The 50th anniversary of the Altamont rock concert is just around the corner, and one local rock ’n’ roll musician and history buff wants Tracyites of all ages to know more about what is sometimes called “Tracy’s Infamous Moment in Rock ’n’ Roll History.”
Michael Winsatt is putting together a program at the Morgan Territory Brewing Co. combining music and historical highlights from the Dec. 6, 1969, Rolling Stones free concert that attracted some 300,000 rock fans to the Altamont Speedway in the hills just west of Tracy.
“The Altamont Rock Festival is one of the historic events that is still talked about internationally and is still part of Tracy’s identity to a degree,” said Winsatt, a Bay Area native and Tracy resident for 20 years who is a school administrator in San Jose. “Many historians say the concert was in Livermore, but everyone familiar with rock ’n’ roll knows it was Tracy.”
He wants Tracy residents to become better acquainted with what went on at their doorstep 50 years ago. The upcoming Dec. 6 gathering from 3-8 p.m. at the local brewery on MacArthur Drive is designed to do just that.
Winsatt and his band, Late Season Blooms, will play music that the Rolling Stones and other bands (Santana, Jefferson Airplane, Flying Burrito Brothers and Crosby, Stills, Nash & Young) played at the Altamont Rock Concert a half-century ago. He would like Tracy-area residents to share any memories, information or perspectives they may have of the rock fest, either at the festival itself next to the Altamont Speedway or at the Tracy airport.

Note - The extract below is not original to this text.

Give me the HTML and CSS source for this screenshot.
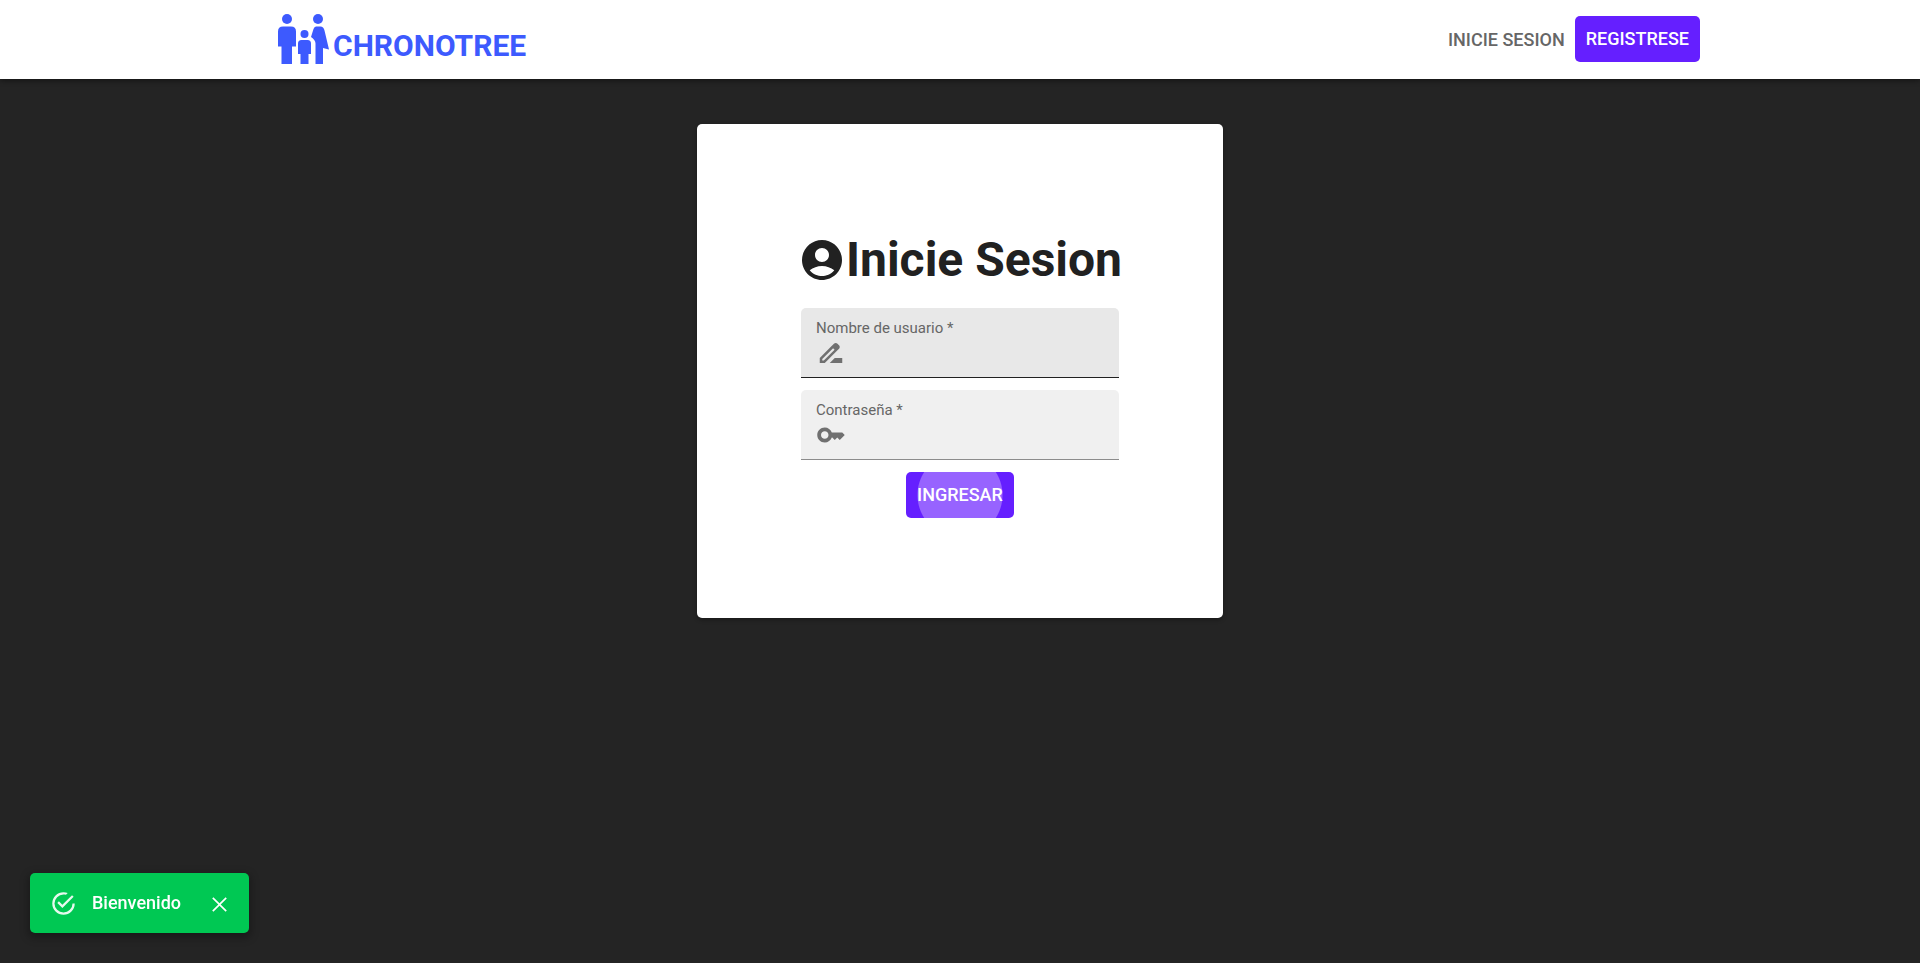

“The program on Dec. 6 is designed to provide a historical retrospective to two audiences of what Altamont was,” he said. “One is the audience of people like me” — he’s 53 — “who grew up with the music and love the music to this day. The other is composed of younger people who have heard about Altamont and want to know what it was.”
Winsatt has asked those interested in taking part in the program, which will have music interspersed with commentary, to contact him through his Late Season Blooms page on Facebook.
One unique aspect of the music played at Altamont was that the Rolling Stones premiered one of their most iconic songs, “Brown Sugar,” at Altamont, he noted. The song was recorded only two days before the concert.
While the music was memorable, Winsatt acknowledges that the violence that erupted during the concert tarnished Altamont’s reputation — especially the death of 18-year-old Meredith Hunter, who was stabbed by a member of the Hells Angels recruited to provide security for the concert.
In addition to Hunter’s killing, captured in the 1970 documentary “Gimme Shelter,” there were three other deaths during the concert — two concert-goers in sleeping bags who were accidentally run over and one who jumped into the nearby California Aqueduct and drowned.
Any chance that the Rolling Stones, currently touring the U.S., will return to Altamont for the 50th anniversary? Winsatt doesn’t believe so.
“There was for a time a hand-painted sign posted at the 11th Street off-ramp from Interstate 205 west of town. It read, ‘Mick and Keith, come back, play Tracy again.’
“Mick Jagger doesn’t talk about Altamont, and Keith Richards just called it ‘a good show that got a little out of hand,’ so there’s no chance.”
Even though the Rolling Stones won’t return to Altamont, memories of their 1969 concert will be refreshed Dec. 6 in the town closest to the concert — Tracy.